M. Harold Page, guest-posting at Charles Stross’s blog:
Every so often, somebody posts some wistful meme about how nice it would be if duelling were legal again.
I’m increasingly less gentle in my response. Partly I don’t want non-sword folk to start to thinking of Historical European Martial Arts as some kind of Fascist death cult (we really aren’t, and we’re a very geeky and inclusive movement).
Mostly though, as a historical novelist, swordsman, and father of a teenage boy, I can tell you that duelling was — and — a bloody stupid idea.
Look, I like swords. Love them, even.
I revel in their history, evolution and context.
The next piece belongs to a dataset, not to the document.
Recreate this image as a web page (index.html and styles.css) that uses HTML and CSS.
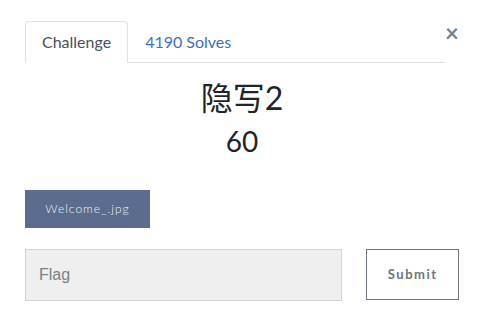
FILE: index.html
```html
<!DOCTYPE html>
<html lang="zh">
<head>
<meta charset="utf-8">
<title>Challenge</title>
<link rel="stylesheet" href="styles.css">
</head>
<body>
<div class="modal">
  <div class="header">
    <ul class="nav">
      <li class="tab active">Challenge</li>
      <li class="tab link">4190 Solves</li>
    </ul>
    <button class="close" type="button">×</button>
  </div>
  <h2 class="name">隐写2</h2>
  <h3 class="value">60</h3>
  <div class="files">
    <a class="file">Welcome_.jpg</a>
  </div>
  <form class="submit-row">
    <input class="flag" type="text" placeholder="Flag">
    <button class="submit" type="button">Submit</button>
  </form>
</div>
</body>
</html>
```

FILE: styles.css
```css
* { box-sizing: border-box; }
html, body {
  margin: 0;
  background: #fff;
}
body {
  font-family: Lato, "Noto Sans CJK SC", sans-serif;
  font-size: 16px;
  color: #212529;
}
.modal {
  padding: 21px 23px 0 25px;
}
.header {
  display: flex;
  align-items: flex-start;
}
.nav {
  flex: 1;
  display: flex;
  list-style: none;
  margin: 0;
  padding: 0;
  border-bottom: 1px solid #dee2e6;
}
.tab {
  margin-bottom: -1px;
  padding: 8px 16px;
  line-height: 24px;
  border: 1px solid transparent;
  border-radius: 4px 4px 0 0;
}
.tab.active {
  color: #495057;
  background: #fff;
  border-color: #dee2e6 #dee2e6 #fff;
}
.tab.link {
  color: #3b6fc6;
}
.close {
  width: 14px;
  padding: 0;
  margin: 0;
  border: 0;
  background: none;
  font-family: Lato, sans-serif;
  font-size: 24px;
  font-weight: 700;
  line-height: 24px;
  color: #000;
  opacity: .5;
  text-align: center;
}
.name {
  margin: 0 0 8px;
  padding-top: 16px;
  font-size: 32px;
  font-weight: 400;
  line-height: 1.2;
  text-align: center;
  font-family: Lato, "Noto Sans CJK SC", sans-serif;
}
.value {
  margin: 0 0 8px;
  font-size: 28px;
  font-weight: 400;
  line-height: 1.2;
  text-align: center;
}
.files {
  margin-top: 31px;
  display: flex;
}
.file {
  display: flex;
  align-items: center;
  justify-content: center;
  width: 125px;
  height: 38px;
  background: #5b6c8f;
  color: #f2f3f6;
  font-size: 12px;
  font-weight: 300;
  letter-spacing: 1px;
}
.submit-row {
  margin: 21px 0 0;
  display: flex;
  align-items: flex-start;
  gap: 24px;
}
.flag {
  width: 319px;
  height: 52px;
  margin: 0;
  padding: 0 13px;
  background: #efefef;
  border: 1px solid #ced4da;
  font-family: "Liberation Sans", Arial, sans-serif;
  font-size: 16px;
  color: #495057;
}
.flag::placeholder {
  color: #7b8087;
}
.submit {
  width: 93px;
  height: 51px;
  margin: 0;
  background: #fff;
  border: 1px solid #6c757d;
  border-radius: 0;
  color: #6c757d;
  font-family: Lato, sans-serif;
  font-size: 13px;
  font-weight: 700;
  letter-spacing: 1.5px;
}
```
I get a buzz from handling originals — earlier this year, I examined a well-notched sword from the Battle of Castillon and I could almost hear the English army annihilating itself by charging a superior force in entrenched positions.
Most of all, I like fighting with swords or writing about people fighting with swords; Zornhau!
All this is what leads me to think duelling is essentially a bloody stupid idea.
[…]
People talk airily about duelling as a “safety valve” or a “test of manhood”.
However, consider what happens when it’s OK and almost mandatory for young men to challenge each other to mortal combat for reasons that can best be called whimsical…
Alfred Hutton — one of the saints of the modern Historical European Martial Arts movement (real soldier, instructor of sabre to the British Army, early investigator of Medieval martial arts treatises) — wrote a wonderful book called The Sword and the Centuries in which he gathered all the anecdotes of tournaments and duelling he could find. Honestly, he should have subtitled it, “500 Years of Aristocratic Testosterone Poisoning“.
Especially if you are the parent of a young man, or have ever sustained a sword injury, the sections on French duelling culture are truly horrific. Duelling wasn’t so much a safety valve as a public health emergency.
We’re talking young men going out for a bottle of wine and coming back in a hearse because another youth caught their eye in the wrong way and they felt impelled to issue an immediate challenge.
We’re talking three versus three duels where a stranger gallantly — read bloody stupidly — offers to make up the missing third on one side. And almost everybody dies.
Reading between the lines, we’re also talking appalling peer pressure, bullying and legitimised murder — a duel is an awfully handy way of getting rid of an unwanted heir or rival.